It depends who you ask. The below link is to an extended blog piece written by Brice Bartlett. A ways through it he comments on four recent economic studies on the question:
So four studies with three different answers ranging from 100% capital (x 2), to 60% labor. Who's right? Who knows? But lets not pretend that corporations can and will pass on any increase in costs (like taxes or, say, incresed labor costs at the bottom rung) to workers and consumers. The world doesn't work like they tell you in Econ 101 text books.
http://economix.blogs.nytimes.com/2013/02/19/who-pays-the-corporate-income-tax/
The just-published March 2013 issue of The National Tax Journal, the principal academic journal devoted to tax analysis, contains four articles by top scholars who have sought to clarify the incidence of the corporate income tax. Unfortunately, there is no consensus.
The first article, by a Reed College economist, Kimberly Clausing, supports the traditional idea that capital bears all of the corporate tax. She notes that large multinational corporations have a great deal of flexibility in determining where to locate production, incur costs and realize profits.
A company may borrow in one country and take the deduction for interest there, locate actual production facilities and employ workers in another country, and realize profits in a third country by transferring intellectual property such as patents there or by adjusting prices on internal sales among its foreign subsidiaries.
Moreover, Professor Clausing notes, corporate shareholders may live in many different countries, each facing a different tax regime with respect to the taxation of dividends and capital gains.
For these reasons, she argues that it is impossible for workers to bear any significant portion of the corporate tax in the form of lower wages. It all falls on capital. A second article, by Jennifer Gravelle, a Congressional Budget Office economist, agrees with this conclusion.
But a third article, by an Oxford University economist, Li Liu and a Rutgers economist, Rosanne Altshuler, argues in favor of the idea that labor bears most of the burden of the corporate tax.
They take advantage of the fact that different industries bear different tax burdens because of various provisions of the tax law, and also that concentration and competition varies among industries. They empirically examine wages among industries and conclude that labor bears about 60 percent of the corporate tax burden.
That is, a $1 increase in corporate taxes will reduce wages by about 60 cents.
Finally, four Treasury Department economists detail the method the Treasury uses to allocate the corporate tax in distribution tables. They have the advantage of access to actual corporate tax returns and far greater detail on corporate finances than available to private researchers.

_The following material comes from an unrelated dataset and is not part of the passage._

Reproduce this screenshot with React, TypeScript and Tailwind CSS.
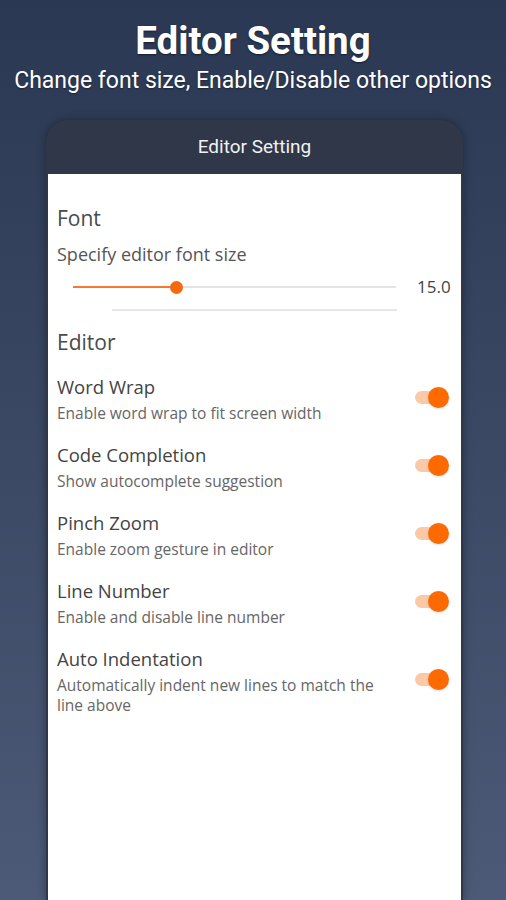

The Treasury economists conclude that 82 percent of the corporate tax falls on capital and 18 percent on labor. This is very close to the methodology of the private Tax Policy Center, whose analyses are frequently cited in policy debates. It assumes that 80 percent of the corporate tax is borne by capital and 20 percent by labor.
So four studies with three different answers ranging from 100% capital (x 2), to 60% labor. Who's right? Who knows? But lets not pretend that corporations can and will pass on any increase in costs (like taxes or, say, incresed labor costs at the bottom rung) to workers and consumers. The world doesn't work like they tell you in Econ 101 text books.